Prima del conflitto mondiale, è la morte del diritto internazionale

Prima che tutto precipiti, c’è da registrare l’ultimo atto di questa debacle collettiva: la morte del diritto internazionale. Per quanto le Nazioni Unite si siano attivate in tutte le capacità possibili, certamente in modalità last minute, solo a partire da questo ultimo anno, per costringere Israele a riconoscere la violazione delle risoluzioni internazionali applicate ai Territori Occupati, è francamente inconcepibile assistere a un senso di impunità che nell'immaginario collettivo dei paesi occidentali è associato solo a regimi dittatoriali. Eppure questo è quanto abbiamo visto da parte di Israele.
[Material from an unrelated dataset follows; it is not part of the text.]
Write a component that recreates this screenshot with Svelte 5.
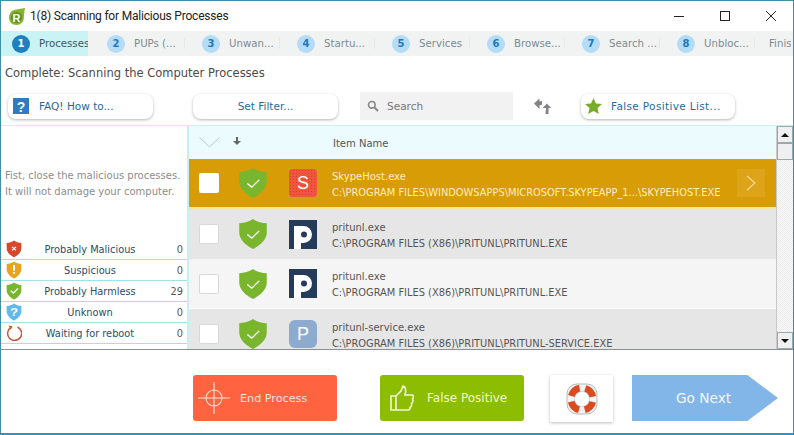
<script>
  const tabs = [
    ['1','Processes'],['2','PUPs (...'],['3','Unwan...'],['4','Startu...'],
    ['5','Services'],['6','Browse...'],['7','Search ...'],['8','Unbloc...']
  ];
  const stats = [
    ['red','Probably Malicious','0'],['amber','Suspicious','0'],['green','Probably Harmless','29'],
    ['blue','Unknown','0'],['reboot','Waiting for reboot','0']
  ];
  const shield = 'M12 1 C15 3.5 19 5 23 5 L23 14 C23 21 18 26 12 30 C6 26 1 21 1 14 L1 5 C5 5 9 3.5 12 1 Z';
  const colors = {red:'#d9472b',amber:'#e8a320',green:'#7ab52e',blue:'#5fb8ee'};
  const rows = [
    {name:'SkypeHost.exe',path:'C:\\PROGRAM FILES\\WINDOWSAPPS\\MICROSOFT.SKYPEAPP_1...\\SKYPEHOST.EXE',icon:'s',cls:'sel'},
    {name:'pritunl.exe',path:'C:\\PROGRAM FILES (X86)\\PRITUNL\\PRITUNL.EXE',icon:'p',cls:'even'},
    {name:'pritunl.exe',path:'C:\\PROGRAM FILES (X86)\\PRITUNL\\PRITUNL.EXE',icon:'p',cls:'odd'},
    {name:'pritunl-service.exe',path:'C:\\PROGRAM FILES (X86)\\PRITUNL\\PRITUNL-SERVICE.EXE',icon:'q',cls:'even'}
  ];
</script>

<div class="win">
  <header class="title">
    <svg class="logo" width="16" height="17" viewBox="0 0 16 17">
      <path d="M16 0 C12 1 8 1 5 2 C2 3 0 6 0 9.5 C0 14 3 17 7.5 17 C12 17 14.5 14 14.8 10 C15 6 15.5 3 16 0 Z" fill="#86b52b"/>
      <circle cx="7.5" cy="9.5" r="5.5" fill="#5f8f1c"/>
      <text x="7.5" y="13.5" class="logotext">R</text>
    </svg>
    <span class="title-text">1(8) Scanning for Malicious Processes</span>
    <div class="winbtns">
      <svg width="12" height="12" viewBox="0 0 12 12"><path d="M1 6.5H11" stroke="#222" stroke-width="1"/></svg>
      <svg width="12" height="12" viewBox="0 0 12 12"><rect x="1.5" y="1.5" width="9" height="9" fill="none" stroke="#222"/></svg>
      <svg width="12" height="12" viewBox="0 0 12 12"><path d="M1 1L11 11M11 1L1 11" stroke="#222" stroke-width="1"/></svg>
    </div>
  </header>

  <nav class="tabs">
    {#each tabs as t, i}
      <div class="tab" class:active={i === 0}>
        <span class="num">{t[0]}</span><span class="tlabel">{t[1]}</span>
      </div>
    {/each}
    <div class="tab finish"><span class="tlabel">Finis</span></div>
  </nav>

  <div class="status">Complete: Scanning the Computer Processes</div>

  <div class="toolbar">
    <button class="pill faq">
      <svg width="16" height="16" viewBox="0 0 16 16"><rect width="16" height="16" fill="#2b7cc0"/><text x="8" y="13.5" class="q">?</text></svg>
      <span>FAQ! How to...</span>
    </button>
    <button class="pill filter"><span>Set Filter...</span></button>
    <div class="search">
      <svg width="12" height="12" viewBox="0 0 12 12"><circle cx="4.8" cy="4.8" r="3.3" fill="none" stroke="#888" stroke-width="1.6"/><path d="M7.5 7.5L11 11" stroke="#888" stroke-width="2"/></svg>
      <span>Search</span>
    </div>
    <svg class="swap" width="18" height="18" viewBox="0 0 18 18">
      <path d="M1 6.5L6.5 1.5V4.5L9 4V7.5L6.5 8.5V12Z M9.5 11L14 6.5L18 11H15.5V17H12.5L13 11Z" fill="#808488"/>
    </svg>
    <button class="pill fp">
      <svg width="17" height="16" viewBox="0 0 17 16"><path d="M8.5 0L11 5.4L17 6.1L12.5 10.1L13.8 16L8.5 13L3.2 16L4.5 10.1L0 6.1L6 5.4Z" fill="#78ad2a"/></svg>
      <span>False Positive List...</span>
    </button>
  </div>

  <main class="main">
    <aside class="left">
      <p class="hint">Fist, close the malicious processes.<br/>It will not damage your computer.</p>
      <ul class="stats">
        {#each stats as s}
          <li>
            {#if s[0] === 'reboot'}
              <svg class="sicon" width="16" height="16" viewBox="0 0 16 16"><path d="M5 2.4A7 7 0 1 0 11.5 2" fill="none" stroke="#c9553a" stroke-width="1.5"/><path d="M2.5 0.5L6.6 1.6L4.6 4.8Z" fill="#c9553a"/></svg>
            {:else}
              <svg class="sicon" width="16" height="18" viewBox="0 0 24 31" preserveAspectRatio="none"><path d={shield} fill={colors[s[0]]}/>
                {#if s[0]==='green'}<path d="M7 15l4 4 7-8" fill="none" stroke="#fff" stroke-width="2"/>{/if}
                {#if s[0]==='red'}<path d="M9 12l6 6M15 12l-6 6" stroke="#fff" stroke-width="1.8"/>{/if}
                {#if s[0]==='amber'}<path d="M12 7v10M12 19v3" stroke="#fff" stroke-width="3"/>{/if}
                {#if s[0]==='blue'}<text x="12" y="22" class="q qs">?</text>{/if}
              </svg>
            {/if}
            <span class="slabel">{s[1]}</span><span class="scount">{s[2]}</span>
          </li>
        {/each}
      </ul>
    </aside>

    <section class="table">
      <div class="thead">
        <svg class="chev" width="21" height="11" viewBox="0 0 21 11"><path d="M0.5 0.5L10.5 10L20.5 0.5" fill="none" stroke="#bcc8cc"/></svg>
        <svg class="arrow" width="8" height="8" viewBox="0 0 8 8"><path d="M3 0H5V4H8L4 8L0 4H3Z" fill="#666"/></svg>
        <span class="col-name">Item Name</span>
      </div>
      {#each rows as r}
        <div class="row {r.cls}">
          <span class="check"></span>
          <svg class="shield" width="30" height="32" viewBox="0 0 24 31" preserveAspectRatio="none"><path d={shield} fill="#7ab52e"/><path d="M7.5 16l3.5 3.5 6-7" fill="none" stroke="#fff" stroke-width="1.1"/></svg>
          {#if r.icon === 's'}
            <span class="app app-s">S</span>
          {:else if r.icon === 'p'}
            <svg class="appsvg" width="28" height="29" viewBox="0 0 28 29"><rect width="28" height="29" fill="#243b5a"/><path d="M5 6H14.5A8.5 8.5 0 0 1 14.5 23H12V29H5Z" fill="#fff"/><circle cx="15" cy="14.5" r="3" fill="#243b5a"/></svg>
          {:else}
            <span class="app app-q">P</span>
          {/if}
          <div class="rtext"><div class="rname">{r.name}</div><div class="rpath">{r.path}</div></div>
          {#if r.cls === 'sel'}
            <span class="go"><svg width="10" height="16" viewBox="0 0 10 16"><path d="M1 1L9 8L1 15" fill="none" stroke="#f5dd9a" stroke-width="1.1"/></svg></span>
          {/if}
        </div>
      {/each}
    </section>

    <div class="sb">
      <span class="sbtn"><i class="up"></i></span>
      <span class="thumb"></span>
      <span class="track"></span>
      <span class="sbtn"><i class="down"></i></span>
    </div>
  </main>

  <footer class="foot">
    <button class="act end">
      <svg width="32" height="32" viewBox="0 0 32 32" fill="none" stroke="#fbe3d8" stroke-width="1.1"><circle cx="16" cy="16" r="8"/><path d="M0 16H32M16 0V32"/></svg>
      <span>End Process</span>
    </button>
    <button class="act fpos">
      <svg width="24" height="26" viewBox="0 0 24 26" fill="none" stroke="#f4f7d8" stroke-width="1.6"><path d="M1 11H6V25H1ZM6 11L11 6L13 1C16 2 16 6 15 10H22C24 10 23.5 13 22.5 14C23.5 16 22.5 18 21.5 18.5C22 21 21 22 20 22.5C20 24.5 19 25 18 25H6"/></svg>
      <span>False Positive</span>
    </button>
    <button class="help">
      <svg width="32" height="32" viewBox="0 0 32 32">
        <rect x="1" y="1" width="30" height="30" rx="10" fill="#f4f4f4" stroke="#a8a8a8" stroke-width="0.8"/>
        <circle cx="16" cy="16" r="11" fill="none" stroke="#dc4a1e" stroke-width="7" stroke-dasharray="11.5 5.8" stroke-dashoffset="-2.9"/>
        <circle cx="16" cy="16" r="7.5" fill="#fff" stroke="#bbb" stroke-width="0.6"/>
      </svg>
    </button>
    <button class="next"><span>Go Next</span></button>
  </footer>
</div>

<style>
  :global(body) { margin: 0; background: #fff; }
  .win {
    width: 794px; height: 435px; box-sizing: border-box; overflow: hidden;
    border: 1px solid #3f8fa8; border-bottom: 2px solid #2e92c4;
    background: #fff; display: flex; flex-direction: column;
    font-family: "DejaVu Sans", sans-serif; font-size: 10.5px; color: #555;
  }
  button { font: inherit; border: 0; padding: 0; margin: 0; }
  .title { height: 30px; flex: none; display: flex; align-items: center; padding-left: 8px; }
  .logo { margin-right: 5px; }
  .logotext { font: bold 11px "Liberation Sans", sans-serif; fill: #fff; text-anchor: middle; }
  .q { font: bold 14px "Liberation Sans", sans-serif; fill: #fff; text-anchor: middle; }
  .qs { font-size: 20px; }
  .title-text { font-family: Roboto, sans-serif; font-size: 12px; letter-spacing: -0.2px; color: #222; }
  .winbtns { margin-left: auto; display: flex; gap: 34px; padding-right: 16px; }
  .tabs { height: 25px; flex: none; display: flex; background: #f1f3f3; overflow: hidden; }
  .tab { width: 95px; flex: none; display: flex; align-items: center; padding-left: 11px; box-sizing: border-box; gap: 9px; color: #7d8a92; font-size: 10.2px; white-space: nowrap; position: relative; }
  .tab:not(.active):not(.finish)::after { content: ""; position: absolute; right: 6px; top: 7px; height: 11px; width: 1px; background: #e6e9e9; }
  .tab.active { width: 87px; margin-right: 8px; background: #c9f3f5; color: #3f5566; overflow: hidden; }
  .tab.finish { padding-left: 8px; width: 30px; overflow: hidden; }
  .num { width: 18px; height: 18px; border-radius: 50%; background: #b4dcf7; color: #2277bb; font-weight: bold; font-size: 10px; display: flex; align-items: center; justify-content: center; flex: none; }
  .active .num { background: #1f80bd; color: #fff; }
  .status { height: 18px; margin-top: 10px; padding-left: 4px; font-size: 11.5px; color: #4a4a4a; flex: none; }
  .toolbar { height: 26px; flex: none; margin-top: 9px; display: flex; align-items: center; padding-left: 7px; }
  .pill { height: 25px; background: #fff; border-radius: 8px; box-shadow: 0 1px 3px rgba(0,0,0,.3); display: flex; align-items: center; color: #1f6a9c; font-size: 10.5px; }
  .faq { width: 145px; padding-left: 5px; gap: 10px; margin-right: 40px; box-sizing: border-box; }
  .filter { width: 145px; justify-content: center; margin-right: 22px; box-sizing: border-box; }
  .search { width: 153px; height: 28px; background: #f2f2f2; display: flex; align-items: center; gap: 8px; padding-left: 7px; box-sizing: border-box; color: #777; }
  .swap { margin-left: 20px; margin-right: 30px; }
  .fp { width: 154px; padding-left: 4px; gap: 9px; box-sizing: border-box; letter-spacing: .35px; }
  .main { margin-top: 6px; flex: none; height: 225px; display: flex; border-top: 1px solid #cdeef2; border-bottom: 1px solid #8a8f92; box-sizing: border-box; }
  .left { width: 186px; flex: none; display: flex; flex-direction: column; }
  .hint { margin: 42px 0 0 4px; color: #8d8d8d; font-size: 10px; line-height: 16px; white-space: nowrap; flex: none; }
  .stats { list-style: none; margin: 39px 0 0; padding: 0; }
  .stats li { height: 21px; box-sizing: border-box; border-bottom: 1px solid #a6dfe6; display: flex; align-items: center; padding-left: 5px; color: #2c4c68; font-size: 9.8px; }
  .sicon { flex: none; }
  .slabel { flex: 1; text-align: center; padding-right: 1px; white-space: nowrap; }
  .scount { width: 24px; text-align: right; padding-right: 4px; color: #555; }
  .table { flex: 1; border-left: 2px solid #c9eef2; overflow: hidden; min-width: 0; }
  .thead { height: 33px; background: #ecfbfd; display: flex; align-items: center; padding-left: 10px; color: #555; }
  .chev { margin-right: 13px; }
  .arrow { margin-bottom: 3px; }
  .col-name { margin-left: 92px; font-size: 10px; padding-top: 2px; }
  .row { height: 50px; display: flex; align-items: center; box-sizing: border-box; position: relative; color: #555; }
  .row.sel { background: #d89c06; border-bottom: 2px solid #f7e2a4; color: #fdeebf; }
  .row.even { background: #e6e6e6; }
  .row.odd { background: #f5f5f5; border-bottom: 1px solid #fff; }
  .check { width: 20px; height: 20px; background: #fff; border: 1px solid #d8d8d8; border-radius: 2px; box-sizing: border-box; margin-left: 10px; flex: none; }
  .sel .check { border: 0; }
  .shield { margin-left: 19px; flex: none; }
  .app, .appsvg { margin-left: 21px; flex: none; }
  .app { width: 28px; height: 28px; border-radius: 4px; color: #fff; display: flex; align-items: center; justify-content: center; font-family: "Liberation Sans", sans-serif; font-size: 18px; }
  .app-s { background: #f0563e radial-gradient(circle, #d8402c 0.6px, transparent 0.8px) 0 0/3px 3px; }
  .app-q { background: #8cabcf; border-radius: 6px; }
  .rtext { margin-left: 15px; line-height: 16px; white-space: nowrap; margin-top: 3px; }
  .rname { font-size: 10px; }
  .rpath { font-size: 9.85px; }
  .go { position: absolute; left: 548px; top: 10px; width: 28px; height: 28px; background: #dda41a; display: flex; align-items: center; justify-content: center; }
  .sb { width: 16px; flex: none; display: flex; flex-direction: column; border-left: 1px solid #c9c9c9; background: repeating-conic-gradient(#e8e8e8 0 25%, #fff 0 50%) 0 0/2px 2px; }
  .sbtn { height: 17px; flex: none; background: #f0f0f0; border: 1px solid #9aa; box-sizing: border-box; display: flex; align-items: center; justify-content: center; }
  .up { border: 4px solid transparent; border-top: 0; border-bottom: 4px solid #111; }
  .down { border: 4px solid transparent; border-bottom: 0; border-top: 4px solid #111; }
  .thumb { height: 17px; flex: none; background: #f0f0f0; border: 1px solid #9aa; box-sizing: border-box; }
  .track { flex: 1; }
  .foot { flex: 1; display: flex; align-items: flex-start; padding: 25px 0 0 192px; }
  .act { height: 46px; border-radius: 3px; display: flex; align-items: center; color: #fff; font-size: 11.2px; box-sizing: border-box; }
  .end { width: 144px; background: #ff6340; padding-left: 5px; gap: 10px; margin-right: 43px; color: #fbe3d8; }
  .fpos { width: 144px; background: #8cbd00; padding-left: 10px; gap: 13px; margin-right: 26px; color: #f2f6d0; font-size: 12px; }
  .help { width: 63px; height: 47px; background: #fff; box-shadow: 0 1px 3px rgba(0,0,0,.25); display: flex; align-items: center; justify-content: center; margin-right: 18px; }
  .next { width: 146px; height: 46px; background: #82b5e8; clip-path: polygon(0 0, 79% 0, 100% 50%, 79% 100%, 0 100%); color: #f2f8ff; font-size: 13.7px; margin-left: 1px; padding-right: 3px; }
</style>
Così, nel suo discorso alle Nazioni Unite, nonostante la sala si fosse svuotata della maggior parte dei suoi rappresentanti, Benjamin Nethanyau poteva permettersi di apostrofare il maggiore consesso internazionale (di cui peraltro Israele fa parte) come “palude antisemita”, e – tacendo sulle vicende che interessano l’URNWA -  si è accettata come inevitabile la nomina del Segretario delle Nazioni Unite Antonio Guterres come “persona non grata” in Israele. Davvero, una cosa di questo genere non l’avevamo vista mai. Resta da capire se ne vedremo ancora delle altre e a quale prezzo.